The the demographics of the town began to chance. EMC came in and, with it, an influx of residents from a high socioeconomic class more predisposed to play golf. Saddle Hill became Hopkinton Country Club, and the numbers for the program started to grow. Hopkinton High School went from graduating classes of fewer than 100 students to graduating more than 300 kids per class.

2003 was a breakthrough year for the program. Future PGA Tour star and major champion Keegan Bradley joined a team that included John Curran, who would go on to Vanderbilt and a professional career of his own, and Kim Donovan, who played golf at Duke.

The Hillers advanced to the state title. Bradley won the individual crown with a 3-under-par 69. Curran shot 70 and Donovan 71. Hopkinton’s team total was 2-under par.

“That is a record that will never be broken,” Bliss said. “I think we won by 45 shots.”

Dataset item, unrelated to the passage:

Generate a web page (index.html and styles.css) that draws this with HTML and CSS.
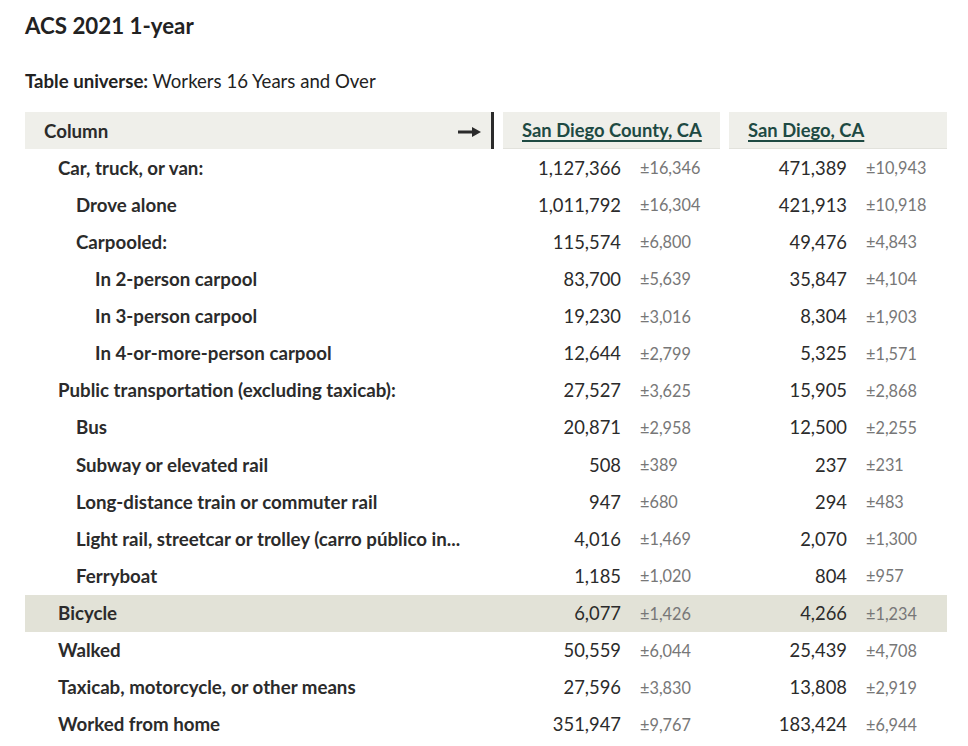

Even with Bradley leaving the next year, Curran and Donovan led the Hillers to a second straight state championship in 2004.

“That’s when we really started rolling,” Bliss said.

Hopkinton amassed 11 Tri-Valley League titles under Bliss and just missed out on the state tournament three times during the career of Jimmy Hervol, another professional tutored by Bliss who is joining the pro ranks after an All-American career at UConn.

Bliss finished his career in fine fashion, losing just once in a league meet over his final three years en route to a trio of TVL titles and back-to-back state crowns in 2017 and 2018 before a top-five finish this fall.

He was able to claim one more D1 talent as well, with Matt Epstein slated to play at William & Mary next year.

Bliss, who also coached basketball for many years, said he knew this would be his final year. Leading a team is not a part-time job for him. He follows his players in the offseason and checks in on the tournaments they compete in between suiting up for the Hillers. He said he plans to continue to do that next year, but in an informal capacity. Bliss said he plans to stay close to the program he built and make sure it continues to meet the high bar set over the past two decades.

“It’s always been a labor of love,” he said. “I love doing it, but it’s time to let somebody come in and hopefully help the winning tradition we have.”